▸ TASK INSTRUCTIONS
Extract each line of the material that follows exactly and omit its pictures.
-- begin --
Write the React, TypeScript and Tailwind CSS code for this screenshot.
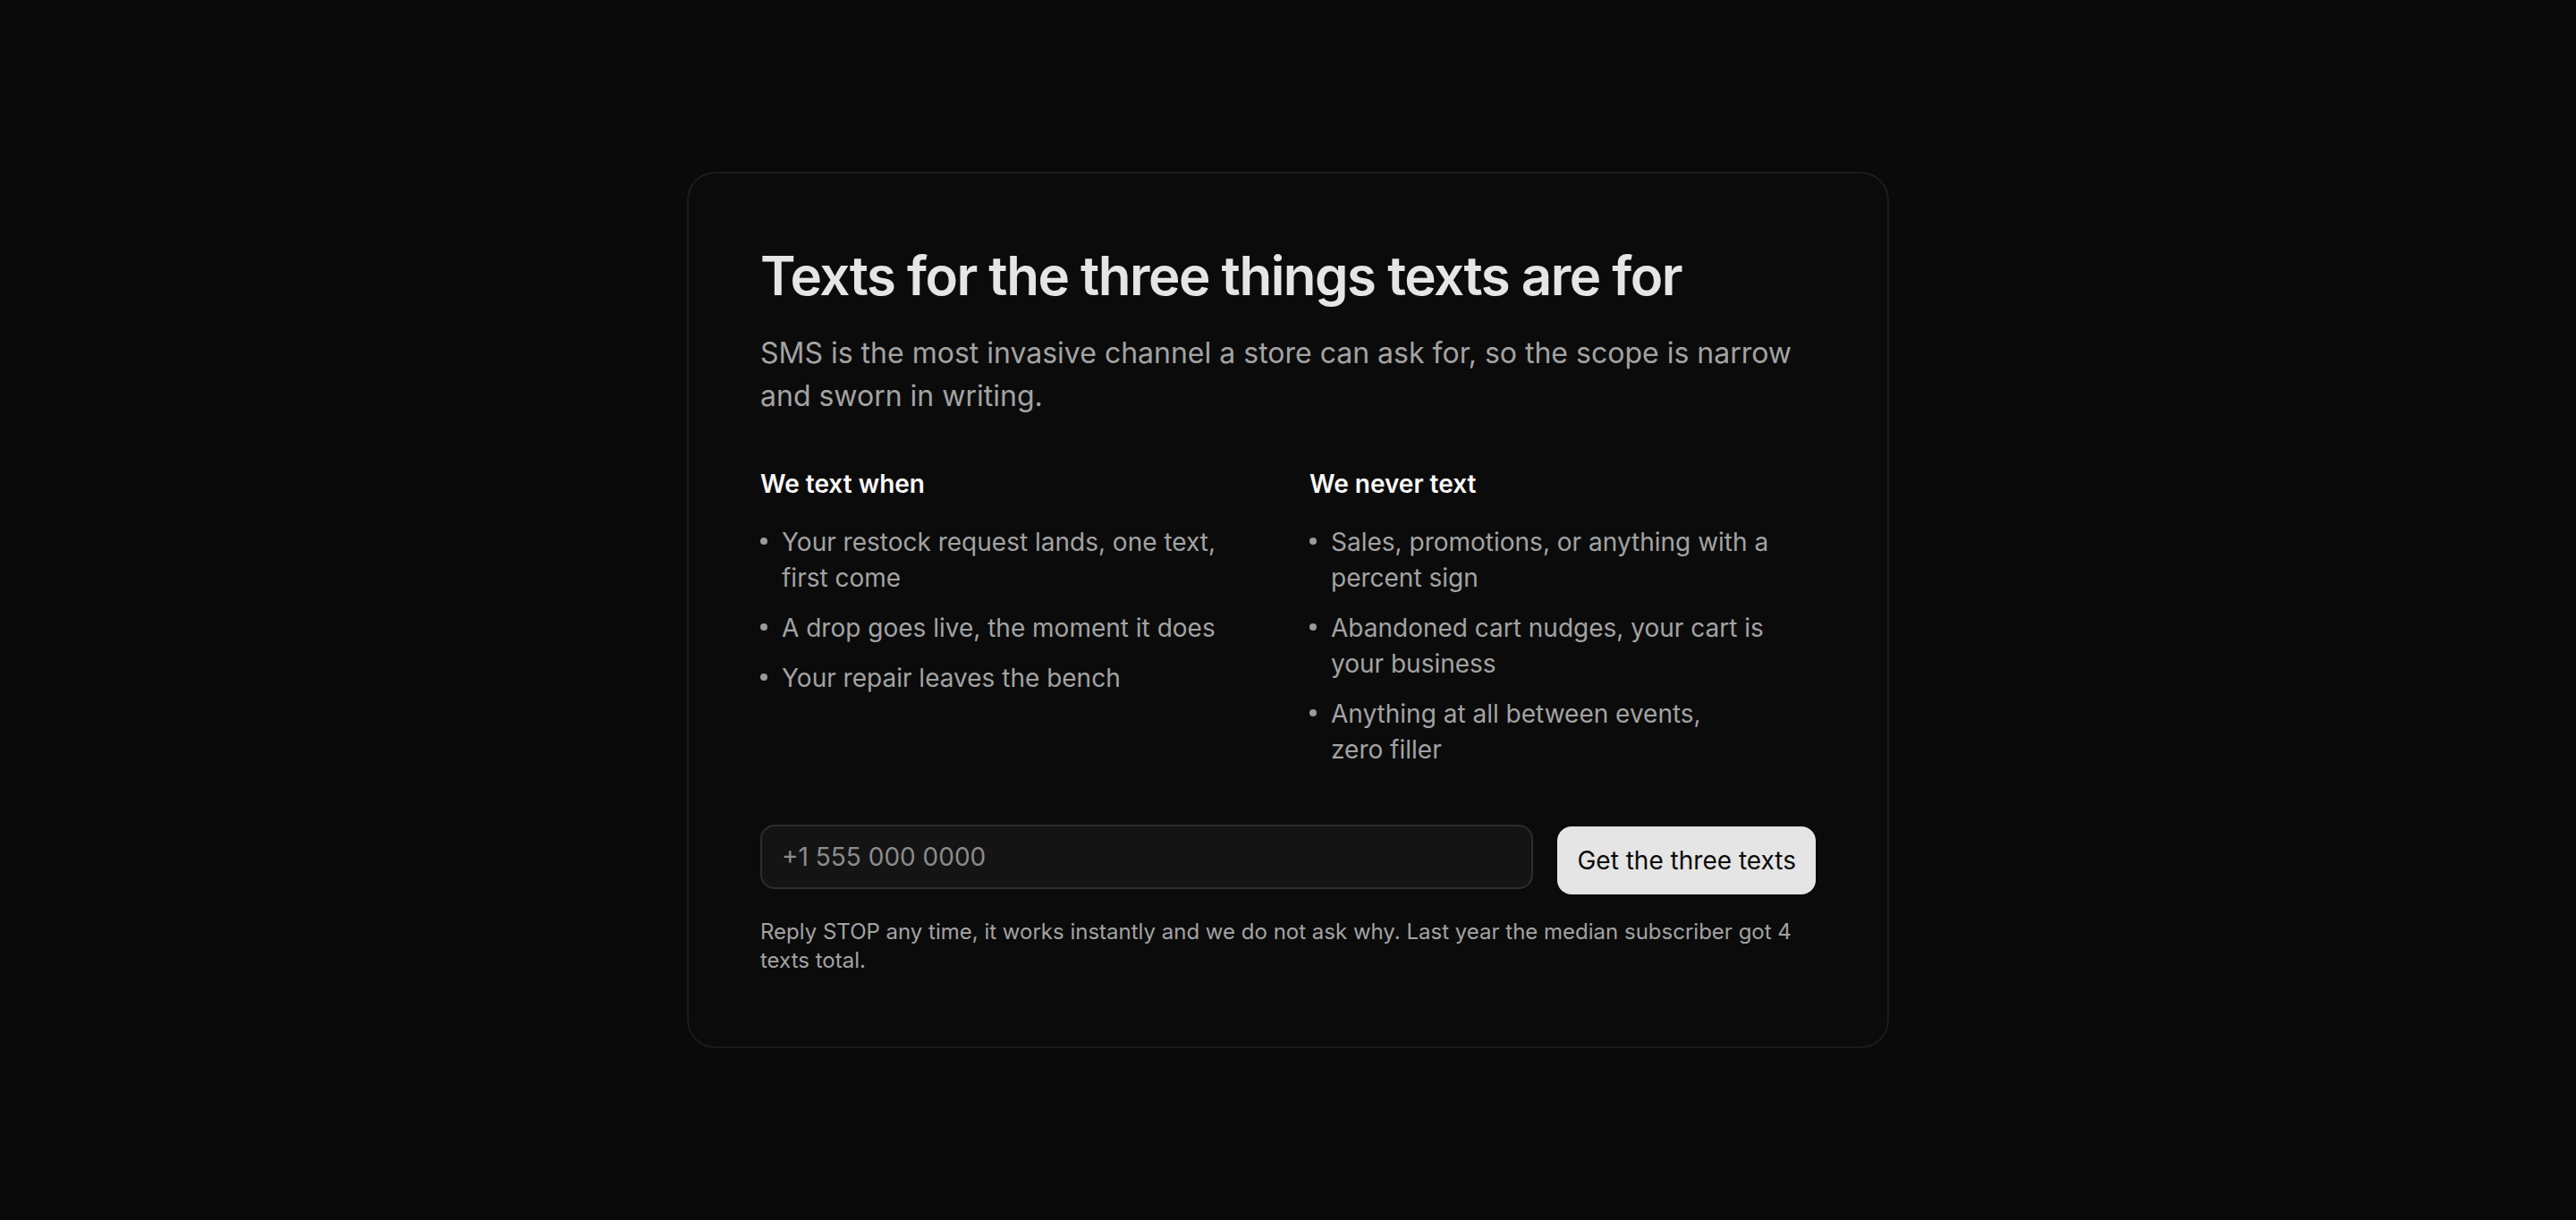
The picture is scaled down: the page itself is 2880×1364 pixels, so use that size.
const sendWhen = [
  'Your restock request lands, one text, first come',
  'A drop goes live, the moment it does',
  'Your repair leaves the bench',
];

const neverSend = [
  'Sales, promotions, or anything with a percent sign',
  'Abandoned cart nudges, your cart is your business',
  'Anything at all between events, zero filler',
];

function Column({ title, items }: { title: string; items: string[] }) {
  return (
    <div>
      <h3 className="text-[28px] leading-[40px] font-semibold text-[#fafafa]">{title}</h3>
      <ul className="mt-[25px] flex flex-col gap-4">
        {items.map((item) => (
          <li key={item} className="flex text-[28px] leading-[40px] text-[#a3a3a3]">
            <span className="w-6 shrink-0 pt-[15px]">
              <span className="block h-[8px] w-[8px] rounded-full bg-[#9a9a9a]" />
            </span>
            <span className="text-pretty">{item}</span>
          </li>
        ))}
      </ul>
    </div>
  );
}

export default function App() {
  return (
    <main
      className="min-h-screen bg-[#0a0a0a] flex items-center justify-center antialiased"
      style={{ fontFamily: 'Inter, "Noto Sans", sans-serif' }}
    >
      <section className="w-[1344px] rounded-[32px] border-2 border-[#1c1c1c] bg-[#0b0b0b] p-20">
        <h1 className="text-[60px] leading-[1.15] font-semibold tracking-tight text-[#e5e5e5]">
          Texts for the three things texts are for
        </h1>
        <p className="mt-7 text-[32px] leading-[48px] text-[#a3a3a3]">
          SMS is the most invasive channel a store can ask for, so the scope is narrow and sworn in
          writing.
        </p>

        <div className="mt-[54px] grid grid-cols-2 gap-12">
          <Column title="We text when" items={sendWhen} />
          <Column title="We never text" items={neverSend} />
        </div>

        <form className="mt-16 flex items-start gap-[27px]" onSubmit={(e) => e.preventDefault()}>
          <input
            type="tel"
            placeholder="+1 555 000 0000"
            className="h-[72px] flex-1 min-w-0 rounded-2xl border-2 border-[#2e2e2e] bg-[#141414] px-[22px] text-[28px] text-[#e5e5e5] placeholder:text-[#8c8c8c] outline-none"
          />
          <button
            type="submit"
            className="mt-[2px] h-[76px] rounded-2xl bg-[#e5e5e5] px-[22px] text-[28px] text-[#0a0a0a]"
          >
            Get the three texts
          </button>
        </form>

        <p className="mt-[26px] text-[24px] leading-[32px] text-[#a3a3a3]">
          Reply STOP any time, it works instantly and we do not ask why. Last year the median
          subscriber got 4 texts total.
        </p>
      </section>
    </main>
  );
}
-- end --
▸ TASK ANSWER
Write the React, TypeScript and Tailwind CSS code for this screenshot.
The picture is scaled down: the page itself is 2880×1364 pixels, so use that size.
const sendWhen = [
  'Your restock request lands, one text, first come',
  'A drop goes live, the moment it does',
  'Your repair leaves the bench',
];

const neverSend = [
  'Sales, promotions, or anything with a percent sign',
  'Abandoned cart nudges, your cart is your business',
  'Anything at all between events, zero filler',
];

function Column({ title, items }: { title: string; items: string[] }) {
  return (
    <div>
      <h3 className="text-[28px] leading-[40px] font-semibold text-[#fafafa]">{title}</h3>
      <ul className="mt-[25px] flex flex-col gap-4">
        {items.map((item) => (
          <li key={item} className="flex text-[28px] leading-[40px] text-[#a3a3a3]">
            <span className="w-6 shrink-0 pt-[15px]">
              <span className="block h-[8px] w-[8px] rounded-full bg-[#9a9a9a]" />
            </span>
            <span className="text-pretty">{item}</span>
          </li>
        ))}
      </ul>
    </div>
  );
}

export default function App() {
  return (
    <main
      className="min-h-screen bg-[#0a0a0a] flex items-center justify-center antialiased"
      style={{ fontFamily: 'Inter, "Noto Sans", sans-serif' }}
    >
      <section className="w-[1344px] rounded-[32px] border-2 border-[#1c1c1c] bg-[#0b0b0b] p-20">
        <h1 className="text-[60px] leading-[1.15] font-semibold tracking-tight text-[#e5e5e5]">
          Texts for the three things texts are for
        </h1>
        <p className="mt-7 text-[32px] leading-[48px] text-[#a3a3a3]">
          SMS is the most invasive channel a store can ask for, so the scope is narrow and sworn in
          writing.
        </p>

        <div className="mt-[54px] grid grid-cols-2 gap-12">
          <Column title="We text when" items={sendWhen} />
          <Column title="We never text" items={neverSend} />
        </div>

        <form className="mt-16 flex items-start gap-[27px]" onSubmit={(e) => e.preventDefault()}>
          <input
            type="tel"
            placeholder="+1 555 000 0000"
            className="h-[72px] flex-1 min-w-0 rounded-2xl border-2 border-[#2e2e2e] bg-[#141414] px-[22px] text-[28px] text-[#e5e5e5] placeholder:text-[#8c8c8c] outline-none"
          />
          <button
            type="submit"
            className="mt-[2px] h-[76px] rounded-2xl bg-[#e5e5e5] px-[22px] text-[28px] text-[#0a0a0a]"
          >
            Get the three texts
          </button>
        </form>

        <p className="mt-[26px] text-[24px] leading-[32px] text-[#a3a3a3]">
          Reply STOP any time, it works instantly and we do not ask why. Last year the median
          subscriber got 4 texts total.
        </p>
      </section>
    </main>
  );
}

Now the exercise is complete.